Witam, może nie wdając się zbytnio w zawiłą dyskusję, poproszę szanowne grono o opinię. Na początek powiem że mam fajnie grający gramofonik a że snobizm wychodzi ze mnie, to myślę o jakimś drugim. Mam starą Fonike GS475, która kiedyś, wydawało mi się że zacnie gra (

) ale i tak za bardzo nie miałem alternatywy. Kiedyś tam porzuciłem winyle na kilka latek (naście) a niedawno odkryłem na nowo magię winyli ale już trochę bogatszy o wiedzę. Do sedna. Fonica jest obecnie w nieładzie (delikatnie), obroty nie trzymały. Oddałem koledze bo może pomoże uzdrowić, ale oddał bez śrub i nie uzdrowił. Nie wiem co robił - chyba nic. Zatem warto czy nie warto? Może warto ale z obudową z litej deski? Może warto wykorzystać samo ramię i zrobić manuala na innym napędzie?
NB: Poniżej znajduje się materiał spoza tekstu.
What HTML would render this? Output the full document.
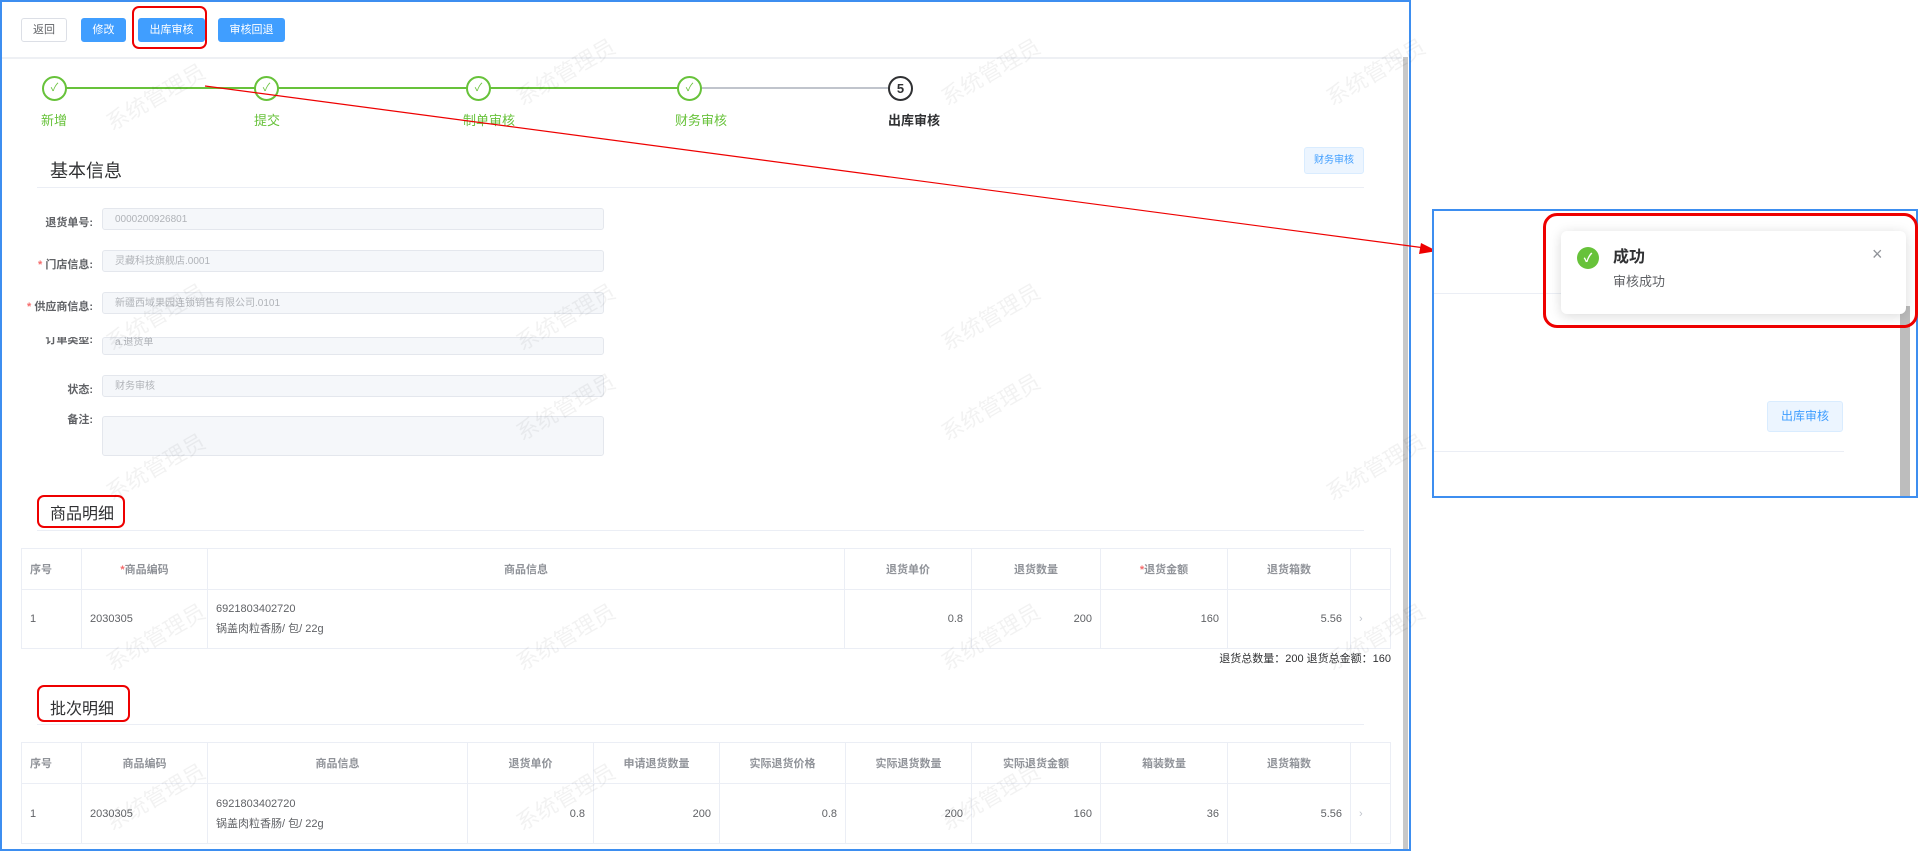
<!DOCTYPE html>
<html><head><meta charset="utf-8"><style>
*{box-sizing:border-box;margin:0;padding:0}
body{width:1918px;height:851px;position:relative;background:#fff;font-family:"Liberation Sans","Noto Sans CJK SC",sans-serif;overflow:hidden;color:#606266}
.a{position:absolute}
.btn{position:absolute;top:18px;height:24px;font-size:11px;line-height:22px;text-align:center;border-radius:3px;color:#fff;background:#409eff;border:1px solid #409eff}
.circ{position:absolute;top:76px;width:25px;height:25px;border-radius:50%;border:2px solid #67c23a;background:#fff;color:#67c23a;font-size:11px;text-align:center;line-height:21px}
.lab{position:absolute;top:110px;font-size:13px;color:#67c23a}
.fl{position:absolute;right:1825px;font-size:11px;color:#606266;white-space:nowrap;font-weight:bold}
.in{position:absolute;left:102px;width:502px;height:22px;background:#f5f7fa;border:1px solid #e4e7ed;border-radius:3px;font-size:10px;color:#b0b3b8;line-height:22px;padding-left:12px}
table{position:absolute;left:21px;width:1370px;border-collapse:collapse;font-size:11px}
td,th{border:1px solid #ebeef5;padding:0 8px}
th{font-weight:bold;color:#909399;height:41px;background:#fff}
td{color:#606266;line-height:20px}
.r{text-align:right}
.wm{position:absolute;font-size:22px;color:rgba(0,0,0,0.05);transform:rotate(-30deg);white-space:nowrap}
.red{position:absolute;border:2px solid #e00;border-radius:7px}
.sec{position:absolute;font-size:16px;color:#303133}
.hl{position:absolute;height:1px;background:#ebeef5}
</style></head><body>
<div class="a" style="left:0;top:0;width:1411px;height:851px;border:2px solid #3d8ef0"></div>
<div class="a" style="left:1403px;top:57px;width:5px;height:792px;background:#c8c8c8"></div>

<div class="btn" style="left:21px;width:46px;background:#fff;color:#606266;border-color:#dcdfe6">返回</div>
<div class="btn" style="left:81px;width:45px">修改</div>
<div class="btn" style="left:138px;width:67px">出库审核</div>
<div class="btn" style="left:218px;width:67px">审核回退</div>
<div class="red" style="left:132px;top:6px;width:75px;height:43px"></div>
<div class="hl" style="left:2px;top:57px;width:1400px;background:#eef0f4;height:2px"></div>

<div class="a" style="left:66px;top:87px;width:624px;height:2px;background:#67c23a"></div>
<div class="a" style="left:690px;top:87px;width:210px;height:2px;background:#c0c4cc"></div>
<div class="circ" style="left:42px">✓</div>
<div class="circ" style="left:254px">✓</div>
<div class="circ" style="left:466px">✓</div>
<div class="circ" style="left:677px">✓</div>
<div class="circ" style="left:888px;border-color:#303133;color:#303133;font-weight:bold;font-size:13px">5</div>
<div class="lab" style="left:41px">新增</div>
<div class="lab" style="left:254px">提交</div>
<div class="lab" style="left:463px">制单审核</div>
<div class="lab" style="left:675px">财务审核</div>
<div class="lab" style="left:888px;color:#303133;font-weight:bold">出库审核</div>

<div class="sec" style="left:50px;top:157px;font-size:18px">基本信息</div>
<div class="hl" style="left:37px;top:187px;width:1327px"></div>
<div class="a" style="left:1304px;top:147px;width:60px;height:27px;background:#ecf5ff;border:1px solid #d9ecff;border-radius:3px;font-size:10px;color:#409eff;text-align:center;line-height:25px">财务审核</div>

<div class="fl" style="top:214px">退货单号:</div><div class="in" style="top:208px">0000200926801</div>
<div class="fl" style="top:256px"><span style="color:#f56c6c">* </span>门店信息:</div><div class="in" style="top:250px">灵藏科技旗舰店.0001</div>
<div class="fl" style="top:298px"><span style="color:#f56c6c">* </span>供应商信息:</div><div class="in" style="top:292px">新疆西域果园连锁销售有限公司.0101</div>
<div class="a" style="left:0;top:337px;width:610px;height:18px;overflow:hidden">
 <div class="a" style="left:0;top:-6px;width:93px;text-align:right;font-size:11px;font-weight:bold;white-space:nowrap">订单类型:</div>
 <div class="in" style="top:0;height:18px;line-height:10px">a.退货单</div></div>
<div class="fl" style="top:381px">状态:</div><div class="in" style="top:375px">财务审核</div>
<div class="fl" style="top:411px">备注:</div><div class="in" style="top:416px;height:40px"></div>

<div class="sec" style="left:50px;top:500px">商品明细</div>
<div class="red" style="left:37px;top:495px;width:88px;height:33px"></div>
<div class="hl" style="left:37px;top:530px;width:1327px"></div>
<table style="top:548px">
<tr><th style="width:60px;text-align:left">序号</th><th style="width:126px"><span style="color:#f56c6c">*</span>商品编码</th><th>商品信息</th><th style="width:127px">退货单价</th><th style="width:129px">退货数量</th><th style="width:127px"><span style="color:#f56c6c">*</span>退货金额</th><th style="width:123px">退货箱数</th><th style="width:40px"></th></tr>
<tr style="height:59px"><td>1</td><td>2030305</td><td>6921803402720<br>锅盖肉粒香肠/ 包/ 22g</td><td class="r">0.8</td><td class="r">200</td><td class="r">160</td><td class="r">5.56</td><td style="color:#c0c4cc">›</td></tr>
</table>
<div class="a" style="right:527px;top:650px;font-size:11px;color:#303133">退货总数量：200 退货总金额：160</div>

<div class="sec" style="left:50px;top:695px">批次明细</div>
<div class="red" style="left:37px;top:685px;width:93px;height:37px"></div>
<div class="hl" style="left:37px;top:724px;width:1327px"></div>
<table style="top:742px">
<tr><th style="width:60px;text-align:left">序号</th><th style="width:126px">商品编码</th><th>商品信息</th><th style="width:126px">退货单价</th><th style="width:126px">申请退货数量</th><th style="width:126px">实际退货价格</th><th style="width:126px">实际退货数量</th><th style="width:129px">实际退货金额</th><th style="width:127px">箱装数量</th><th style="width:123px">退货箱数</th><th style="width:40px"></th></tr>
<tr style="height:60px"><td>1</td><td>2030305</td><td>6921803402720<br>锅盖肉粒香肠/ 包/ 22g</td><td class="r">0.8</td><td class="r">200</td><td class="r">0.8</td><td class="r">200</td><td class="r">160</td><td class="r">36</td><td class="r">5.56</td><td style="color:#c0c4cc">›</td></tr>
</table>

<div class="wm" style="left:100px;top:80px">系统管理员</div>
<div class="wm" style="left:510px;top:55px">系统管理员</div>
<div class="wm" style="left:935px;top:55px">系统管理员</div>
<div class="wm" style="left:1320px;top:55px">系统管理员</div>
<div class="wm" style="left:100px;top:300px">系统管理员</div>
<div class="wm" style="left:510px;top:300px">系统管理员</div>
<div class="wm" style="left:935px;top:300px">系统管理员</div>
<div class="wm" style="left:510px;top:390px">系统管理员</div>
<div class="wm" style="left:935px;top:390px">系统管理员</div>
<div class="wm" style="left:100px;top:450px">系统管理员</div>
<div class="wm" style="left:1320px;top:450px">系统管理员</div>
<div class="wm" style="left:100px;top:620px">系统管理员</div>
<div class="wm" style="left:510px;top:620px">系统管理员</div>
<div class="wm" style="left:935px;top:620px">系统管理员</div>
<div class="wm" style="left:1320px;top:620px">系统管理员</div>
<div class="wm" style="left:100px;top:780px">系统管理员</div>
<div class="wm" style="left:510px;top:780px">系统管理员</div>
<div class="wm" style="left:935px;top:780px">系统管理员</div>

<svg class="a" style="left:0;top:0" width="1918" height="851"><line x1="205" y1="86" x2="1425" y2="248" stroke="#e00" stroke-width="1.2"/><polygon points="1437,251 1421,243 1419,254" fill="#e00"/></svg>

<div class="a" style="left:1432px;top:209px;width:486px;height:289px;border:2px solid #3d8ef0;background:#fff;overflow:hidden">
 <div class="a" style="left:0;top:82px;width:470px;height:1px;background:#ebeef5"></div>
 <div class="a" style="left:0;top:240px;width:410px;height:1px;background:#ebeef5"></div>
 <div class="a" style="left:466px;top:95px;width:10px;height:200px;background:#bdbdbd"></div>
 <div class="a" style="left:333px;top:190px;width:76px;height:31px;background:#ecf5ff;border:1px solid #d9ecff;border-radius:3px;color:#409eff;font-size:12px;text-align:center;line-height:29px">出库审核</div>
 <div class="a" style="left:127px;top:20px;width:345px;height:83px;background:#fff;border-radius:6px;box-shadow:0 2px 12px rgba(0,0,0,0.15)">
  <div class="a" style="left:16px;top:16px;width:22px;height:22px;border-radius:50%;background:#67c23a;color:#fff;font-size:12px;text-align:center;line-height:22px;font-weight:bold">✓</div>
  <div class="a" style="left:52px;top:12px;font-size:16px;font-weight:bold;color:#303133">成功</div>
  <div class="a" style="left:52px;top:40px;font-size:13px;color:#606266">审核成功</div>
  <div class="a" style="left:311px;top:13px;font-size:18px;color:#909399">×</div>
 </div>
</div>
<div class="red" style="left:1543px;top:213px;width:375px;height:115px;border-radius:14px;border-width:3px"></div>
</body></html>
Może zamienić z kimś na jakąś płytę? Gramofon ma całą pokrywę (do polerki), ma talerz, nieprzydatną wkładkę bez igły (MF coś), nic nie jest połamane, ogólnie żal wyrzucić, ale czy warto przerabiać/naprawiać?
Co do snobizmu to mam jeszcze popsutego HITACHI HT-355, i jego bym wsadził w litą deskę (bedzie ładny).
A co z Foniką? Szybkie rady? Z góry dziękuje.
Muzyka jak i fotografia to rzeczywista chwila, która jest zapisana - która cieszy duszę.